What needs to be done: Leave out the pictures, then reproduce the rest of the material exactly.

Provided material:

____________

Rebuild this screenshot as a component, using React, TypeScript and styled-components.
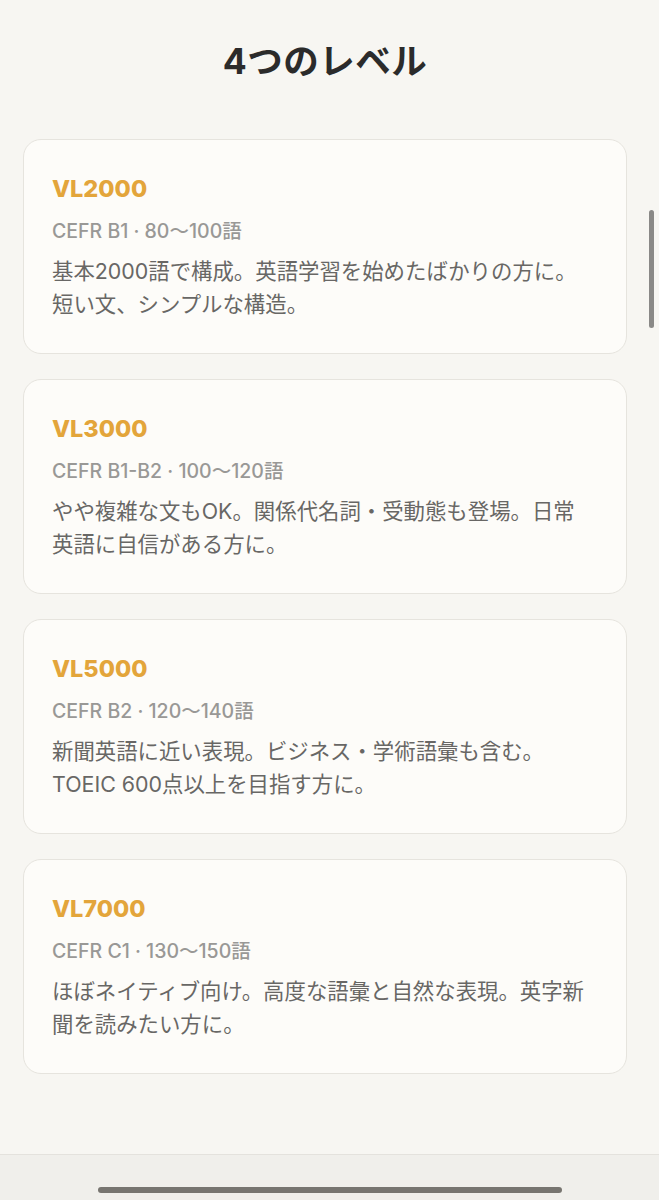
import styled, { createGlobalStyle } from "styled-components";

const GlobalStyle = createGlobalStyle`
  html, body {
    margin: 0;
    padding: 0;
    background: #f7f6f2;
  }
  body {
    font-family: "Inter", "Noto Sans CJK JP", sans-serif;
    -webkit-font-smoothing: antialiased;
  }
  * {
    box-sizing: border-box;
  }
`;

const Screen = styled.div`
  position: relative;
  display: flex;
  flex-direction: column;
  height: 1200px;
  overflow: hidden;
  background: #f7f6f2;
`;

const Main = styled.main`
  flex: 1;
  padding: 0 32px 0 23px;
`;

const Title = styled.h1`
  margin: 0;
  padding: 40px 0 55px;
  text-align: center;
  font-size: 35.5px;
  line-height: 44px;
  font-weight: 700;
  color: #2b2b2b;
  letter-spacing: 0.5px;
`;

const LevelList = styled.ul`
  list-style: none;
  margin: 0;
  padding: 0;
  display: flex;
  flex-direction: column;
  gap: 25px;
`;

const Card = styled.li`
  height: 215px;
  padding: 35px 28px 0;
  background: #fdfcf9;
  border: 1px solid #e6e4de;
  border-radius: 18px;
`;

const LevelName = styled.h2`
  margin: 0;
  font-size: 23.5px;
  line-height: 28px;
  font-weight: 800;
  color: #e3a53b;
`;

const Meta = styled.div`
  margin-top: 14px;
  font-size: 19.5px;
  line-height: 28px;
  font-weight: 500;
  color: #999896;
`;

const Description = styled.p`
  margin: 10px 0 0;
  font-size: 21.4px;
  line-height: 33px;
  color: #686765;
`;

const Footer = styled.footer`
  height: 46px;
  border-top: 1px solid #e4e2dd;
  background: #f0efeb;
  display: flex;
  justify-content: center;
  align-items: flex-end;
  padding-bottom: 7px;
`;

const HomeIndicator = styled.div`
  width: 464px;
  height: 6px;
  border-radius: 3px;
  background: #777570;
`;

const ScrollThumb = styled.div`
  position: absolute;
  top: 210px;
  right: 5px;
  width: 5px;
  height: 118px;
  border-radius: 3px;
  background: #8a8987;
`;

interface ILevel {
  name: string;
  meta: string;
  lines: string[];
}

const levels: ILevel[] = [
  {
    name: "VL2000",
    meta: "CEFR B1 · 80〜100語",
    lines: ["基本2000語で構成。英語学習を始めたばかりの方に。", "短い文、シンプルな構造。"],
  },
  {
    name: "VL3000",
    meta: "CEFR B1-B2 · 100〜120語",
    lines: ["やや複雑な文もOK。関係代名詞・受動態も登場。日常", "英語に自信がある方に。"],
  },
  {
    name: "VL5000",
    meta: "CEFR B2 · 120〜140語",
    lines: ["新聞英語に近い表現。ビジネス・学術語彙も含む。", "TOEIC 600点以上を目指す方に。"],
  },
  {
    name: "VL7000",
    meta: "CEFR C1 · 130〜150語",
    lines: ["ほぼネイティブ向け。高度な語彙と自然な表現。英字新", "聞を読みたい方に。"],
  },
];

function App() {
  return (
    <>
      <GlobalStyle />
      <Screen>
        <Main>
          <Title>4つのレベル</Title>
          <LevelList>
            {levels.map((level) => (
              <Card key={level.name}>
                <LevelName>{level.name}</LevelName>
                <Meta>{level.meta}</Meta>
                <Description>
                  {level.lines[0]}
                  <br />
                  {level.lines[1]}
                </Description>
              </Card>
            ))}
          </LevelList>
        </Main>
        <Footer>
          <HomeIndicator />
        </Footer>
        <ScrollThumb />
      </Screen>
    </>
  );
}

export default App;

____________

Response to this exercise:
Rebuild this screenshot as a component, using React, TypeScript and styled-components.
import styled, { createGlobalStyle } from "styled-components";

const GlobalStyle = createGlobalStyle`
  html, body {
    margin: 0;
    padding: 0;
    background: #f7f6f2;
  }
  body {
    font-family: "Inter", "Noto Sans CJK JP", sans-serif;
    -webkit-font-smoothing: antialiased;
  }
  * {
    box-sizing: border-box;
  }
`;

const Screen = styled.div`
  position: relative;
  display: flex;
  flex-direction: column;
  height: 1200px;
  overflow: hidden;
  background: #f7f6f2;
`;

const Main = styled.main`
  flex: 1;
  padding: 0 32px 0 23px;
`;

const Title = styled.h1`
  margin: 0;
  padding: 40px 0 55px;
  text-align: center;
  font-size: 35.5px;
  line-height: 44px;
  font-weight: 700;
  color: #2b2b2b;
  letter-spacing: 0.5px;
`;

const LevelList = styled.ul`
  list-style: none;
  margin: 0;
  padding: 0;
  display: flex;
  flex-direction: column;
  gap: 25px;
`;

const Card = styled.li`
  height: 215px;
  padding: 35px 28px 0;
  background: #fdfcf9;
  border: 1px solid #e6e4de;
  border-radius: 18px;
`;

const LevelName = styled.h2`
  margin: 0;
  font-size: 23.5px;
  line-height: 28px;
  font-weight: 800;
  color: #e3a53b;
`;

const Meta = styled.div`
  margin-top: 14px;
  font-size: 19.5px;
  line-height: 28px;
  font-weight: 500;
  color: #999896;
`;

const Description = styled.p`
  margin: 10px 0 0;
  font-size: 21.4px;
  line-height: 33px;
  color: #686765;
`;

const Footer = styled.footer`
  height: 46px;
  border-top: 1px solid #e4e2dd;
  background: #f0efeb;
  display: flex;
  justify-content: center;
  align-items: flex-end;
  padding-bottom: 7px;
`;

const HomeIndicator = styled.div`
  width: 464px;
  height: 6px;
  border-radius: 3px;
  background: #777570;
`;

const ScrollThumb = styled.div`
  position: absolute;
  top: 210px;
  right: 5px;
  width: 5px;
  height: 118px;
  border-radius: 3px;
  background: #8a8987;
`;

interface ILevel {
  name: string;
  meta: string;
  lines: string[];
}

const levels: ILevel[] = [
  {
    name: "VL2000",
    meta: "CEFR B1 · 80〜100語",
    lines: ["基本2000語で構成。英語学習を始めたばかりの方に。", "短い文、シンプルな構造。"],
  },
  {
    name: "VL3000",
    meta: "CEFR B1-B2 · 100〜120語",
    lines: ["やや複雑な文もOK。関係代名詞・受動態も登場。日常", "英語に自信がある方に。"],
  },
  {
    name: "VL5000",
    meta: "CEFR B2 · 120〜140語",
    lines: ["新聞英語に近い表現。ビジネス・学術語彙も含む。", "TOEIC 600点以上を目指す方に。"],
  },
  {
    name: "VL7000",
    meta: "CEFR C1 · 130〜150語",
    lines: ["ほぼネイティブ向け。高度な語彙と自然な表現。英字新", "聞を読みたい方に。"],
  },
];

function App() {
  return (
    <>
      <GlobalStyle />
      <Screen>
        <Main>
          <Title>4つのレベル</Title>
          <LevelList>
            {levels.map((level) => (
              <Card key={level.name}>
                <LevelName>{level.name}</LevelName>
                <Meta>{level.meta}</Meta>
                <Description>
                  {level.lines[0]}
                  <br />
                  {level.lines[1]}
                </Description>
              </Card>
            ))}
          </LevelList>
        </Main>
        <Footer>
          <HomeIndicator />
        </Footer>
        <ScrollThumb />
      </Screen>
    </>
  );
}

export default App;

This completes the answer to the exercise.